Amarus in fundo, dobbiamo purtroppo citare anche la regia di Dieter Dorn, gloria del teatro di prosa tedesco che patisce la senescenza dei suoi troppi anni di carriera. In un’assenza totale di idee, mal sopperite da un buon mestiere d’esperienza nei movimenti, lo spettacolo si apre (e si chiude) su Kundry, perseguitata dalle “tentazioni” incarnate da figure pseudo-kabuki. Il primo e terzo atto sono animati unicamente da strutture lignee a cuneo fatte di cantinelle e multistrato con mediocri paesaggi disegnati a carboncino sopra che ruotano per mutare la scena, senza alcun evidente valore aggiunto. Poco meglio il secondo atto, che quantomeno evita le brutture (fatta eccezione per il globo da veggente di Klingsor) scegliendo uno spazio interamente bianco con solamente dei parallelepipedi a formare altezze e pedane.
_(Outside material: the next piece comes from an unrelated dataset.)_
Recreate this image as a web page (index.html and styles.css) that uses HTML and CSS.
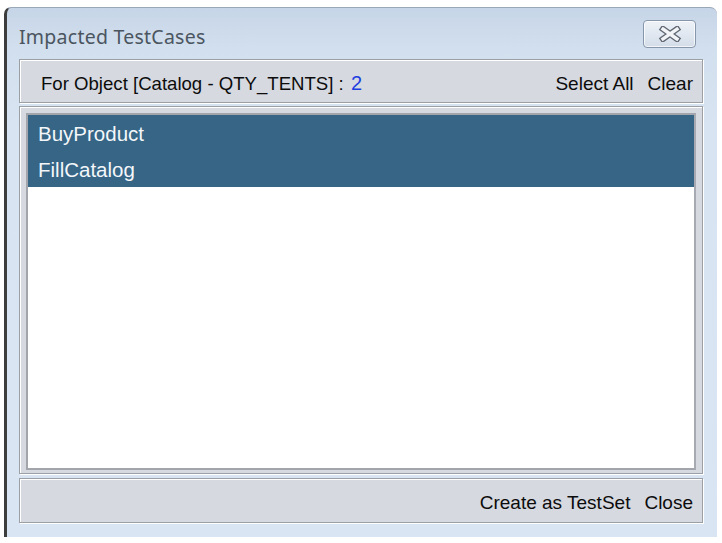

Imbarazzanti i costumi e il trucco, privi sia di gusto che di originalità e decisamente inadeguati al livello della produzione, confermando l’incapacità del teatro tedesco di offrire maestranze sceniche adeguate all’elevato livello delle sue maestranze musicali.

Il festival dell’anno prossimo avrà un tocco decisamente più italiano, con Daniele Gatti a dirigere l’Otello di Giuseppe Verdi, regia di Bob Wilson e un cast di primo livello con Stuart Skelton, Sonya Yoncheva e Luca Salsi.